At the same time, I think that it does not matter that much what scenario is being considered. What matters in the case of a stress test adverse scenario is the shrinking of banks’ equity capital during such scenarios.
According to the adverse scenario, the common equity tier 1 (CET1) ratio would decrease by nearly 4%. This means that in the event of a loss of this amount of their equity, banks could continue to operate properly.
We could continuously discuss why one or another element was or was not included in the assessment of the banks’ condition but, as I have already mentioned, the most important outcome is that even after losing 400 basis points of their equity, they are capable of functioning properly and this is good news.
I believe that banks are now more resilient than they were before the crisis.

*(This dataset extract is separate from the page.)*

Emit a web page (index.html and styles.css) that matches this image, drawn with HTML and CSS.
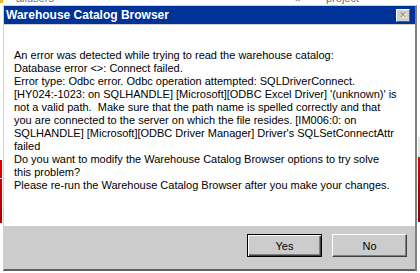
FILE: index.html
```html
<!DOCTYPE html>
<html lang="en">
<head>
  <meta charset="UTF-8">
  <title>Warehouse Catalog Browser</title>
  <link rel="stylesheet" href="styles.css">
</head>
<body>
  <div class="behind">
    <span class="behind-icon"></span>
    <span class="behind-text users">allusers</span>
    <span class="behind-text arrows">&laquo;</span>
    <span class="behind-text project">project</span>
  </div>

  <div class="row">
    <div class="side side-left">
      <div class="red red-a"></div>
      <div class="red red-b"></div>
    </div>

    <div class="dialog">
      <div class="titlebar">
        <span class="title">Warehouse Catalog Browser</span>
        <span class="close">&#x2715;</span>
      </div>
      <div class="message">
        <div>An error was detected while trying to read the warehouse catalog:</div>
        <div>Database error &lt;&gt;: Connect failed.</div>
        <div>Error type: Odbc error. Odbc operation attempted: SQLDriverConnect.</div>
        <div>[HY024:-1023: on SQLHANDLE] [Microsoft][ODBC Excel Driver] '(unknown)' is</div>
        <div>not a valid path.&nbsp; Make sure that the path name is spelled correctly and that</div>
        <div>you are connected to the server on which the file resides. [IM006:0: on</div>
        <div>SQLHANDLE] [Microsoft][ODBC Driver Manager] Driver's SQLSetConnectAttr</div>
        <div>failed</div>
        <div>Do you want to modify the Warehouse Catalog Browser options to try solve</div>
        <div>this problem?</div>
        <div>Please re-run the Warehouse Catalog Browser after you make your changes.</div>
      </div>
      <div class="buttons">
        <button class="btn default">Yes</button>
        <button class="btn">No</button>
      </div>
    </div>

    <div class="side side-right">
      <div class="grey-block"></div>
      <div class="red red-right"></div>
    </div>
  </div>
</body>
</html>
```

FILE: styles.css
```css
* {
  box-sizing: border-box;
  margin: 0;
  padding: 0;
}

body {
  width: 420px;
  height: 273px;
  overflow: hidden;
  background: #ffffff;
  font-family: 'Liberation Sans', Arial, sans-serif;
  font-size: 11px;
  color: #000;
}

/* window behind the dialog */
.behind {
  height: 5px;
  overflow: hidden;
  position: relative;
  display: flex;
}

.behind-icon {
  width: 3px;
  height: 3px;
  background: #e8b830;
}

.behind-text {
  color: #707070;
  font-size: 11px;
  line-height: 11px;
  margin-top: -7px;
}

.users {
  margin-left: 13px;
}

.arrows {
  margin-left: 240px;
}

.project {
  margin-left: 26px;
}

.row {
  display: flex;
  height: 268px;
}

.side {
  display: flex;
  flex-direction: column;
}

.side-left {
  width: 3px;
}

.side-right {
  width: 3px;
  padding-left: 1px;
}

.red {
  background: #d00000;
}

.red-a {
  margin-top: 155px;
  height: 18px;
  width: 2px;
}

.red-b {
  margin-top: 1px;
  height: 44px;
  width: 2px;
  background: linear-gradient(#d00000, #a00000);
}

.grey-block {
  margin-top: 132px;
  height: 20px;
  background: #e4e4e4;
}

.red-right {
  height: 65px;
  background: linear-gradient(#e00000, #900000);
}

/* dialog */
.dialog {
  width: 414px;
  height: 266px;
  border-top: 1px solid #d4d0c8;
  border-left: 1px solid #d4d0c8;
  border-right: 2px solid #808080;
  border-bottom: 2px solid #606060;
  display: flex;
  flex-direction: column;
  background: #fff;
}

.titlebar {
  height: 19px;
  background: #003399;
  border-bottom: 1px solid #d4d0c8;
  display: flex;
  align-items: center;
  justify-content: space-between;
  padding: 0 5px 0 2px;
}

.title {
  color: #fff;
  font-weight: bold;
  font-size: 12px;
}

.close {
  width: 14px;
  height: 13px;
  background: #d4d0c8;
  border-top: 1px solid #fff;
  border-left: 1px solid #fff;
  border-right: 1px solid #606060;
  border-bottom: 1px solid #606060;
  color: #8a8a8a;
  font-size: 9px;
  line-height: 11px;
  text-align: center;
  text-shadow: 1px 1px 0 #fff;
  font-family: 'DejaVu Sans', sans-serif;
}

.message {
  flex: 1;
  padding: 24px 0 0 10px;
  line-height: 13px;
  white-space: nowrap;
}

.buttons {
  height: 43px;
  background: #cccccc;
  display: flex;
  justify-content: flex-end;
  gap: 10px;
  padding: 8px 8px 0 0;
}

.btn {
  width: 75px;
  height: 23px;
  background: #cccccc;
  font-family: 'Liberation Sans', Arial, sans-serif;
  font-size: 11px;
  color: #000;
  border: 1px solid;
  border-color: #fff #404040 #404040 #fff;
  box-shadow: inset -1px -1px 0 #808080;
}

.btn.default {
  border: 1px solid #000;
  box-shadow: inset 1px 1px 0 #fff, inset -1px -1px 0 #404040, inset -2px -2px 0 #808080;
}
```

The solvency of banks has increased significantly from 9% to almost 13% of CET1. However, markets are still concerned about the low profitability of banks.
And for a number of banks, increasing profitability requires addressing their bad loans issue.
[Additional question submitted after the interview was conducted]
On 25 August, the Norwegian bank DNB and the Swedish bank Nordea, both operating in the Baltic States, announced their merger. How do you view such a step? It is clear that concentration is increasing and competition is decreasing. Is it good news?
We don’t comment on individual institutions. We supervise 129 banking groups directly – many with very diverse structures. We supervise banks as individual institutions in the context of the European banking environment rather than as national entities. For us, the safety and soundness of the institutions, alongside robust governance and the prudent management of risk are the important elements. The EU Commission is the responsible agency for competition issues.
In general, for us supervisors, in the euro area we do not see any markets with too few banks. I would even say that in some parts of the euro area there is room for consolidation and bank mergers.